The Volkscharakter, as the Germans say, finds very definite expression in the trenches constructed by the Germans, the French, and the British. I do not propose to make comparisons, which are always invidious, and which, moreover, might involve me in paths where I should find the blue pencil of the Censor blocking my passage. The German, with his craze for organization and his love of bodily ease, builds a solid trench, admirably suited, one must admit, to the purposes of this war. But I am one of those who contend that there is such a thing as over-organization, and I am inclined to believe that the German, with all his elaborations of trench warfare, his cemented trenches, his “super-barbed-wire,” his iron-doored ammunition stores, overlades his organization with detail.

The exquisite neatness of the French mind shows itself clearly in the perfect orderliness of the French trenches, with tidily bricked flooring, the sides lined with plaited branches or rabbit netting. The French trenches contain the largest dug-outs to be found on this front—deep subterranean caves, tremendously solid in construction, with sometimes as many as three or four layers of massive tree-trunks laid across the roof. I think that the perfect network of communication and support trenches, which are always found about trench-lines constructed by the French, denote a certain æstheticism in the French mind.

The British trenches are the least elaborate of the trenches of the three belligerents. Nothing that would make for efficiency in them is sacrificed to comfort, and the striving, first and last, is to evolve a defence work that not only affords adequate protection to the men, but is equally well suited for an offensive as well as a defensive. Both the Germans and the French, thanks to the universal service system, have large stocks of workmen—navvies, carpenters, engineers, and the like—who have been called to the colours, who, though not first-class fighting-men, can be usefully employed in squads on trench work. We, on the other hand, with our army recruited haphazard, must take our resources as we find them. The pioneers, who have done magnificently in this war, cannot be expected to do all the digging and construction work that trench warfare demands; their efforts must be supplemented by the soldiers themselves, some of whom, by chance, may be labourers with their hands, many of whom, however, are not.

But we can never regard the training of our army as finished. We started the war with the merest skeleton of an army, so that we were compelled, even while we fought, to expand it into a great Continental force. Therefore, it often happens that the British soldier is more usefully employed in practising bombing, or taking a machine-gun course, or learning to manipulate a trench mortar, than in adding to his bodily comfort in a trench which already fulfils its primary object—that of affording him shelter, or enabling him to beat off an assault, and of being easy to get out of in the attack. These are considerations which should be borne in mind when one hears invidious comparisons between the comfort of the German trenches and the more Spartan simplicity of ours.
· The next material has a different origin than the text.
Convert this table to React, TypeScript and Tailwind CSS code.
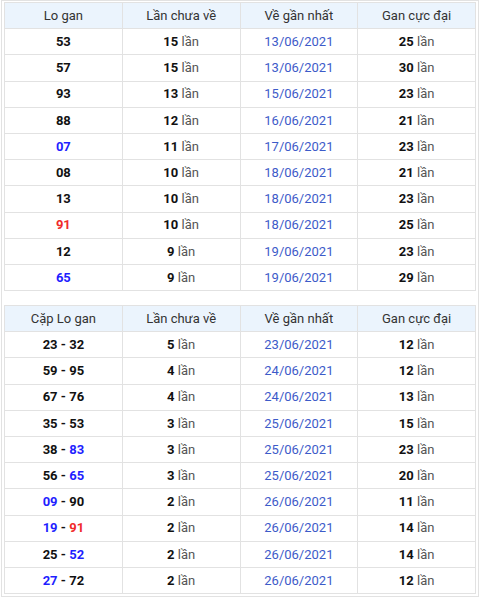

Not that there are not many very comfortable dug-outs and shelters in our trenches. I dined in the officers’ mess in some trenches in the Ypres salient one night in a dug-out furnished with cushioned seats, a trap in the wall with a practicable glass window through to the “kitchen” (a fire contained between six bricks in the open behind the trench!), where the dishes were handed through, excellent lighting in the shape of an acetylene lamp, and, by way of table decorations, some beautiful roses, fresh from the ruined gardens of Ypres, in 18-pounder shell-cases. The menu was as soigné as the dining-room. Here it is:

Soup
Pork Chops.
Haricots Verts.
Potatoes.
Stewed Pears and Cream.
Coffee.
Wines.
Red Wine of the Country.
Armentières Beer.
Black and White Whisky.
Liqueurs.
Ration Rum.
Benedictine.
Kümmel.

After dinner we retired to the company commander’s dug-out, which I found to be as comfortable as the mess-room. It was sunk to one-half below the ground level; it had a boarded floor, a brass bedstead with a spring mattress, a wash-hand stand, a large mirror and a big settee. Like the mess-room, it was lit by acetylene.

The Captain was musical, and it was with tears in his voice that he related to me the tragedy of the piano. It appears that in the only room remaining in a ruined house on one of the roads leading out of Ypres he had located a piano, a cottage piano, sadly out of tune, it is true, from its long exposure to the weather, but otherwise sound in wind and limb. The Captain, a practical man, found no difficulty in procuring a cart and some willing hands to cart the piano by night up to his dug-out in the support trench. Everything was ready for the transfer when disaster, in the shape of a German shell, overtook the plan. Three German shells fell into the ruins of the house containing the piano, and of those three shells one went into the very vitals of the instrument. When the musical-minded Captain visited the spot, he found house and garden strewn with pieces of piano.